Ia tidak berhak atas segala manfaat dari kehidupan publik di luar rumah, melakukan amar ma’ruf seperti sholat berjamaah di masjid, bekerja, berbelanja, mengantar anak sekolah dan seluruh aktivitas sosial keumatan sebab mereka sendiri adalah aurat. Tak peduli setebal apapun penutupnya, ia tetap dilarang bila pemahamannya seperti itu sebab bukan bajunya yang menjadi masalah tetapi mereka atas nama makhluk bernama perempuan yang setiap keluar akan selalu dibuntuti setan.
Jika mereka masih diperbolehkan keluar rumah untuk kebutuhan yang tidak darurat, artinya mereka masih boleh terlihat. Apabila boleh terlihat di dunia nyata, maka pasti boleh juga terlihat di dunia maya. Tentunya ada batasan-batasan apa yang boleh terlihat dan tidak boleh terlihat dari seorang wanita. Batas-batasan inilah yang sebenarnya ditekankan dalam hadis itu agar tidak dilanggar.
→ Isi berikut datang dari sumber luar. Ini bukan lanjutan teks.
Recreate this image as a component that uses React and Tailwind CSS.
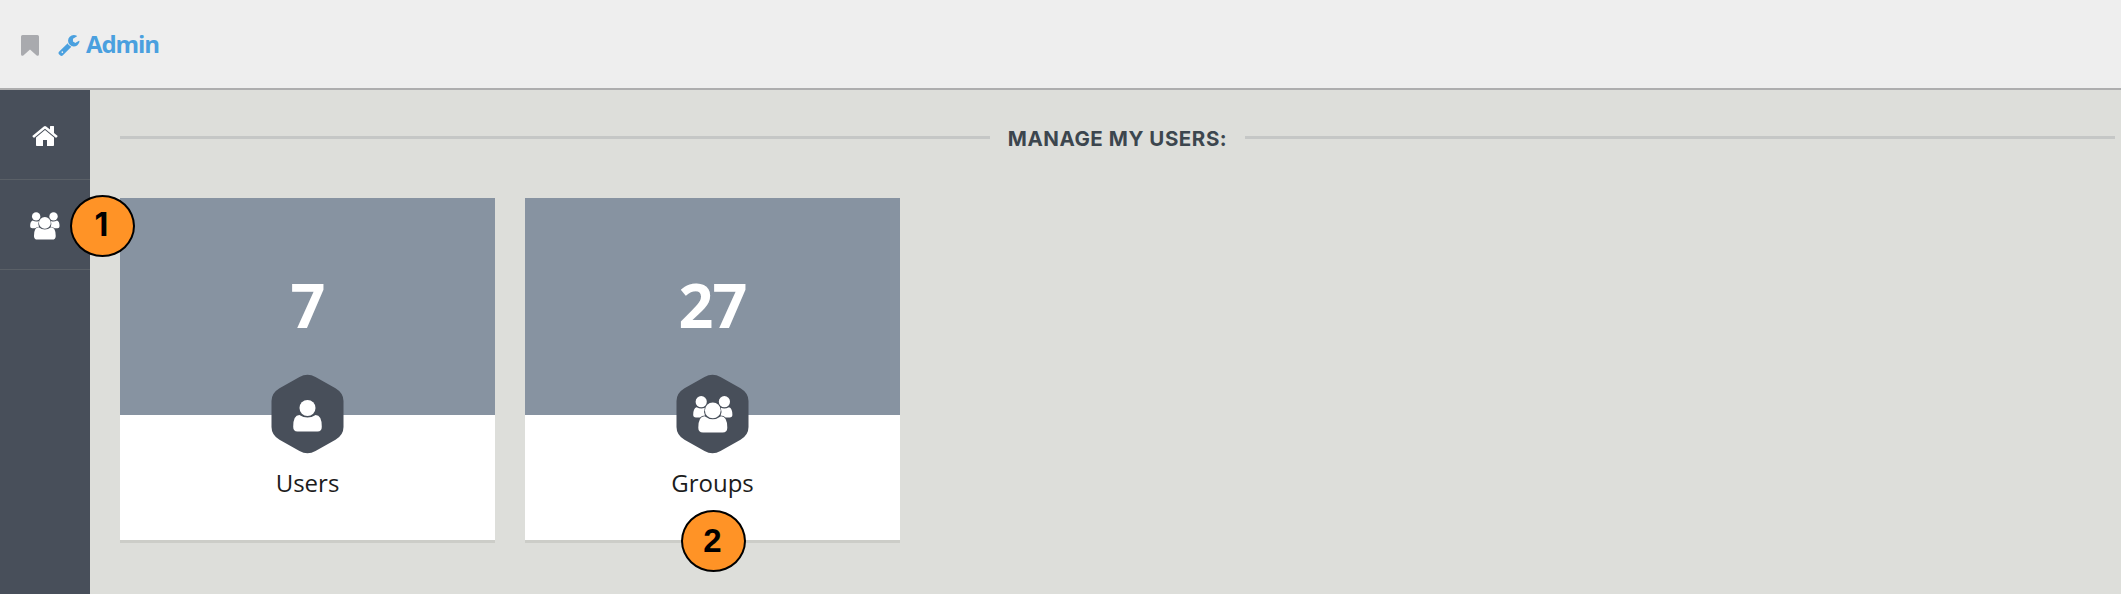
const Home = ({ className }) => (
  <svg viewBox="64 253 1664 1283" preserveAspectRatio="none" fill="currentColor" className={className}>
    <path d="M1472 992v480q0 26-19 45t-45 19h-384v-384h-256v384h-384q-26 0-45-19t-19-45v-480q0-1 .5-3t.5-3l575-474 575 474q1 2 1 6zm223-69l-62 74q-8 9-21 11h-3q-13 0-21-7l-692-577-692 577q-12 8-24 7-13-2-21-11l-62-74q-8-10-7-23.5t11-21.5l719-599q32-26 76-26t76 26l244 204v-195q0-14 9-23t23-9h192q14 0 23 9t9 23v408l219 182q10 8 11 21.5t-7 23.5z" />
  </svg>
);

const Wrench = ({ className }) => (
  <svg viewBox="85 128 1641 1643" fill="currentColor" className={className}>
    <path d="M448 1472q0-26-19-45t-45-19-45 19-19 45 19 45 45 19 45-19 19-45zm644-420l-682 682q-37 37-90 37-52 0-91-37l-106-108q-38-36-38-90 0-53 38-91l681-681q39 98 114.5 173.5t173.5 114.5zm634-435q0 39-23 106-47 134-164.5 217.5t-258.5 83.5q-185 0-316.5-131.5t-131.5-316.5 131.5-316.5 316.5-131.5q58 0 121.5 16.5t107.5 46.5q16 11 16 28t-16 28l-293 169v224l193 107q5-3 79-48.5t135.5-81 70.5-35.5q15 0 23.5 10t8.5 25z" />
  </svg>
);

const Bookmark = ({ className }) => (
  <svg viewBox="0 0 18 21" fill="currentColor" className={className}>
    <path d="M1.6 0H16.4Q18 0 18 1.6V19.2Q18 20.8 16.6 20.8Q16 20.8 15.4 20.2L9 14.4L2.6 20.2Q2 20.8 1.4 20.8Q0 20.8 0 19.2V1.6Q0 0 1.6 0Z" />
  </svg>
);

const Group = ({ className }) => (
  <svg viewBox="0 0 40 37" fill="currentColor" className={className}>
    <circle cx="8.2" cy="5.7" r="5.6" />
    <circle cx="31.4" cy="5.7" r="5.6" />
    <circle cx="19.8" cy="14.4" r="7.9" />
    <path d="M3.6 11.2Q8 13.4 11.8 11.7Q10.3 15.6 12 19.4Q8.8 19.5 7 21.5H3Q.2 21.5.2 18.8Q.2 12.2 3.6 11.2Z" />
    <path d="M36 11.2Q31.6 13.4 27.8 11.7Q29.3 15.6 27.6 19.4Q30.8 19.5 32.6 21.5H36.6Q39.4 21.5 39.4 18.8Q39.4 12.2 36 11.2Z" />
    <path d="M11.6 20.2Q19.8 26.2 28 20.2Q34.3 20.2 34.3 31.8Q34.3 36.6 29.6 36.6H10Q5.3 36.6 5.3 31.8Q5.3 20.2 11.6 20.2Z" />
  </svg>
);

const User = ({ className }) => (
  <svg viewBox="0 0 29 32" fill="currentColor" className={className}>
    <circle cx="14.5" cy="8" r="8" />
    <path d="M6.4 15Q14.5 20.2 22.6 15Q28.8 15 28.8 26.8Q28.8 31.5 24.6 31.5H4.4Q.2 31.5.2 26.8Q.2 15 6.4 15Z" />
  </svg>
);

const Badge = ({ children, className }) => (
  <div className={`absolute z-10 flex h-[62px] w-[65px] items-center justify-center rounded-[50%] border-2 border-black bg-[#ff9326] leading-none font-bold text-black ${className}`}>
    <span className="relative -top-px -left-px">{children}</span>
  </div>
);

const Card = ({ count, label, icon, children }) => (
  <div className="relative flex h-[342px] w-[375px] flex-col bg-white shadow-[0_3px_0_#cccdc8]">
    <div className="flex h-[217px] items-center justify-center bg-[#8793a1] pb-1 text-[61px] leading-none font-bold tracking-[-1px] text-white">
      <span>{count}</span>
    </div>
    <div className="absolute top-[176px] left-[151px] flex h-20 w-[73px] items-center justify-center">
      <svg viewBox="0 0 73 80" className="absolute inset-0 h-20 w-[73px]" fill="#484f5a">
        <path d="M28.5 3Q36.5-1.5 44.5 3L64.5 14.2Q72.5 19 72.5 27V53Q72.5 61 64.5 65.8L44.5 77Q36.5 81.5 28.5 77L8.5 65.8Q.5 61 .5 53V27Q.5 19 8.5 14.2Z" />
      </svg>
      <div className="relative text-white">{icon}</div>
    </div>
    <div className="pt-[50px] text-center text-2xl leading-[36px] text-[#1c1c1c]">{label}</div>
    {children}
  </div>
);

export default function App() {
  return (
    <div className="flex h-[594px] w-[2121px] flex-col overflow-hidden bg-[#dddeda] font-['Open_Sans',sans-serif]">
      <header className="flex h-[90px] shrink-0 items-center border-b-2 border-[#adadae] bg-[#eeeeee] pl-[21px]">
        <Bookmark className="mt-[2px] h-[21px] w-[18px] text-[#a9aaae]" />
        <a className="ml-[19px] flex items-center gap-[6px] text-[#4aa0df]">
          <Wrench className="mt-[2px] h-[21px] w-[22px]" />
          <span className="text-2xl leading-8 font-bold tracking-[-1.1px]">Admin</span>
        </a>
      </header>
      <div className="flex flex-1">
        <nav className="relative w-[90px] shrink-0 bg-[#484f5a] text-white">
          <div className="flex h-[90px] items-center justify-center border-b border-[#5a6067] pt-[3px]">
            <Home className="h-5 w-[26px]" />
          </div>
          <div className="flex h-[90px] items-center justify-center border-b border-[#5a6067] pt-[3px]">
            <Group className="h-7 w-[30px]" />
          </div>
          <Badge className="top-[105px] left-[70px] font-['Inter',sans-serif] text-[32px]">1</Badge>
        </nav>
        <main className="flex-1 pt-[29px] pr-[6px] pl-[30px]">
          <div className="flex h-10 items-center">
            <div className="mb-[3px] h-[3px] flex-1 bg-[#c5c7c6]" />
            <h1 className="w-[255px] text-center font-['Inter',sans-serif] text-[20.5px] leading-10 font-bold tracking-[0.55px] whitespace-nowrap text-[#3c464e]">
              MANAGE MY USERS:
            </h1>
            <div className="mb-[3px] h-[3px] flex-1 bg-[#c5c7c6]" />
          </div>
          <div className="mt-[39px] flex gap-[30px]">
            <Card count="7" label="Users" icon={<User className="mt-1 h-8 w-[29px]" />} />
            <Card count="27" label="Groups" icon={<Group className="h-[37px] w-10" />}>
              <Badge className="top-[312px] left-[156px] font-['Liberation_Sans',sans-serif] text-[33px]">2</Badge>
            </Card>
          </div>
        </main>
      </div>
    </div>
  );
}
Soal batasan aurat ini panjang dan tulisan ini tidak dibuat untuk itu. Kita tidak dapat menyatakan haram memajang foto kecuali pada mereka yang mengikuti pendapat bahwa wajah adalah aurat yang haram diperlihatkan. Adapun bagi yang tidak mengikuti pendapat tersebut, maka ada pilihan yang jauh lebih longgar.
2. Sebagai perantara laki-laki membangkitkan syahwatnya
al-Qur’an menyatakan wajib bagi laki-laki menjaga pandangannya dari hal-hal yang diharamkan (QS. An-Nur ayat 30). Termasuk di antaranya adalah melihat aurat atau sesuatu yang menimbulkan syahwat baginya. Aurat sendiri sudah disepakati bahwa ia wajib ditutup dan tidak boleh diperlihatkan, baik di dunia nyata atau pun dunia maya.
Namun untuk hal-hal yang menimbulkan syahwat, maka tidak bisa serta merta dilarang dengan alasan menjadi perantara laki-laki timbul syahwatnya. Perlu diteliti ulang apakah hal tersebut wajar menimbulkan syahwat atau tidak? Terjemah paling pas untuk kata syahwat adalah birahi atau adanya dorongan dalam hati untuk melakukan kegiatan seksual dengan objek yang dilihat atau disentuh, meskipun tubuhnya belum menampakkan reaksi tertentu.
Jadi secara normal sangat sulit sebuah foto yang sopan dan wajar akan membangkitkan syahwat orang yang melihatnya. Orang normal tidak akan timbul syahwat ketika melihat foto-foto yang tidak provokatif dan tidak menampakkan aurat. Jika ada gejolak birahinya bangkit ketika melihat foto yang wajar, maka orang itulah yang wajib menundukkan pandangannya sedangkan pemilik fotonya tidak dapat dianggap berdosa karena kejadian tersebut.
Adapun bila sekedar terbesit dalam pikiran bahwa foto yang dilihat bersifat cantik atau tampan, maka itu bukan syahwat sepanjang tidak timbul dorongan atau fantasi seksual dengannya. Dr. Amrah Kasim. Ahli semiotika al-Qur’an alumi al-Azhar Kairo menjelaskan kata bashar tidaklah dimaknai mata fisik, melainkan kondisi mental saat memandang sesuatu.
Gadhdhul bashar dengan demikian bukan penundukan mata, melainkan kontrol atas cara pandang. Jadi, sebenarnya hukum foto sama dengan hukum yang berlaku di dunia nyata. Apa pun yang halal dilihat di dunia nyata, maka ia juga halal dilihat di dunia maya.